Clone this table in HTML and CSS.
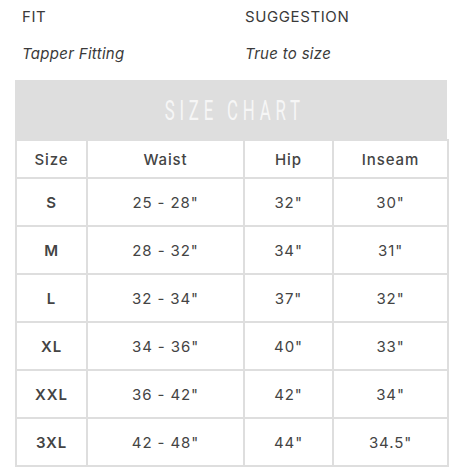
FILE: index.html
```html
<!DOCTYPE html>
<html>
<head>
<meta charset="utf-8">
<link rel="stylesheet" href="styles.css">
</head>
<body>
<div class="page">
  <div class="specs">
    <div class="spec-col">
      <div class="spec-label">FIT</div>
      <div class="spec-value">Tapper Fitting</div>
    </div>
    <div class="spec-col">
      <div class="spec-label">SUGGESTION</div>
      <div class="spec-value">True to size</div>
    </div>
  </div>
  <div class="chart">
    <div class="chart-title"><span class="chart-title-text">SIZE CHART</span></div>
    <table class="size-table">
      <colgroup>
        <col class="c1"><col class="c2"><col class="c3"><col class="c4">
      </colgroup>
      <thead>
        <tr><th>Size</th><th>Waist</th><th>Hip</th><th>Inseam</th></tr>
      </thead>
      <tbody>
        <tr><td class="sz">S</td><td>25 - 28"</td><td>32"</td><td>30"</td></tr>
        <tr><td class="sz">M</td><td>28 - 32"</td><td>34"</td><td>31"</td></tr>
        <tr><td class="sz">L</td><td>32 - 34"</td><td>37"</td><td>32"</td></tr>
        <tr><td class="sz">XL</td><td>34 - 36"</td><td>40"</td><td>33"</td></tr>
        <tr><td class="sz">XXL</td><td>36 - 42"</td><td>42"</td><td>34"</td></tr>
        <tr><td class="sz">3XL</td><td>42 - 48"</td><td>44"</td><td>34.5"</td></tr>
      </tbody>
    </table>
  </div>
</div>
</body>
</html>
```
FILE: styles.css
```css
* { box-sizing: border-box; }
html, body { margin: 0; padding: 0; background: #fff; }
body {
  font-family: Inter, "Noto Sans", sans-serif;
  color: #444;
}
.page {
  padding: 4px 12px 0 15px;
}
.specs {
  display: grid;
  grid-template-columns: 223px 1fr;
  padding-left: 7px;
}
.spec-label {
  font-size: 15px;
  line-height: 26px;
  letter-spacing: 0.6px;
  color: #3a3a3a;
}
.spec-value {
  font-size: 15px;
  font-style: italic;
  line-height: 26px;
  margin-top: 11px;
  letter-spacing: 0.3px;
  color: #3a3a3a;
}
.chart {
  margin-top: 13px;
  width: 432px;
}
.chart-title {
  background: #dedede;
  height: 59px;
  display: flex;
  align-items: center;
  justify-content: center;
}
.chart-title-text {
  display: inline-block;
  font-family: Roboto, sans-serif;
  font-weight: 400;
  font-size: 28px;
  letter-spacing: 8px;
  margin-right: -8px;
  color: #f6f6f6;
  transform: scaleX(0.6);
  padding-top: 1px;
}
.size-table {
  width: 432px;
  border-collapse: collapse;
  table-layout: fixed;
  border: 2px solid #dedede;
  border-top: none;
}
.c1 { width: 71px; }
.c2 { width: 157px; }
.c3 { width: 89px; }
.c4 { width: 115px; }
.size-table th, .size-table td {
  border: 2px solid #dedede;
  text-align: center;
  font-size: 15px;
  color: #444;
  letter-spacing: 0.9px;
}
.size-table th {
  height: 38px;
  font-weight: 500;
  padding: 0;
}
.size-table td {
  height: 48px;
  padding: 0;
  font-weight: 400;
}
.size-table td.sz {
  font-weight: 600;
}
```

□ □ □ □ □

# STATED TASK
Repeat the material exactly as it reads, without any of its pictures.

# TASK SOLUTION
Clone this table in HTML and CSS.
FILE: index.html
```html
<!DOCTYPE html>
<html>
<head>
<meta charset="utf-8">
<link rel="stylesheet" href="styles.css">
</head>
<body>
<div class="page">
  <div class="specs">
    <div class="spec-col">
      <div class="spec-label">FIT</div>
      <div class="spec-value">Tapper Fitting</div>
    </div>
    <div class="spec-col">
      <div class="spec-label">SUGGESTION</div>
      <div class="spec-value">True to size</div>
    </div>
  </div>
  <div class="chart">
    <div class="chart-title"><span class="chart-title-text">SIZE CHART</span></div>
    <table class="size-table">
      <colgroup>
        <col class="c1"><col class="c2"><col class="c3"><col class="c4">
      </colgroup>
      <thead>
        <tr><th>Size</th><th>Waist</th><th>Hip</th><th>Inseam</th></tr>
      </thead>
      <tbody>
        <tr><td class="sz">S</td><td>25 - 28"</td><td>32"</td><td>30"</td></tr>
        <tr><td class="sz">M</td><td>28 - 32"</td><td>34"</td><td>31"</td></tr>
        <tr><td class="sz">L</td><td>32 - 34"</td><td>37"</td><td>32"</td></tr>
        <tr><td class="sz">XL</td><td>34 - 36"</td><td>40"</td><td>33"</td></tr>
        <tr><td class="sz">XXL</td><td>36 - 42"</td><td>42"</td><td>34"</td></tr>
        <tr><td class="sz">3XL</td><td>42 - 48"</td><td>44"</td><td>34.5"</td></tr>
      </tbody>
    </table>
  </div>
</div>
</body>
</html>
```
FILE: styles.css
```css
* { box-sizing: border-box; }
html, body { margin: 0; padding: 0; background: #fff; }
body {
  font-family: Inter, "Noto Sans", sans-serif;
  color: #444;
}
.page {
  padding: 4px 12px 0 15px;
}
.specs {
  display: grid;
  grid-template-columns: 223px 1fr;
  padding-left: 7px;
}
.spec-label {
  font-size: 15px;
  line-height: 26px;
  letter-spacing: 0.6px;
  color: #3a3a3a;
}
.spec-value {
  font-size: 15px;
  font-style: italic;
  line-height: 26px;
  margin-top: 11px;
  letter-spacing: 0.3px;
  color: #3a3a3a;
}
.chart {
  margin-top: 13px;
  width: 432px;
}
.chart-title {
  background: #dedede;
  height: 59px;
  display: flex;
  align-items: center;
  justify-content: center;
}
.chart-title-text {
  display: inline-block;
  font-family: Roboto, sans-serif;
  font-weight: 400;
  font-size: 28px;
  letter-spacing: 8px;
  margin-right: -8px;
  color: #f6f6f6;
  transform: scaleX(0.6);
  padding-top: 1px;
}
.size-table {
  width: 432px;
  border-collapse: collapse;
  table-layout: fixed;
  border: 2px solid #dedede;
  border-top: none;
}
.c1 { width: 71px; }
.c2 { width: 157px; }
.c3 { width: 89px; }
.c4 { width: 115px; }
.size-table th, .size-table td {
  border: 2px solid #dedede;
  text-align: center;
  font-size: 15px;
  color: #444;
  letter-spacing: 0.9px;
}
.size-table th {
  height: 38px;
  font-weight: 500;
  padding: 0;
}
.size-table td {
  height: 48px;
  padding: 0;
  font-weight: 400;
}
.size-table td.sz {
  font-weight: 600;
}
```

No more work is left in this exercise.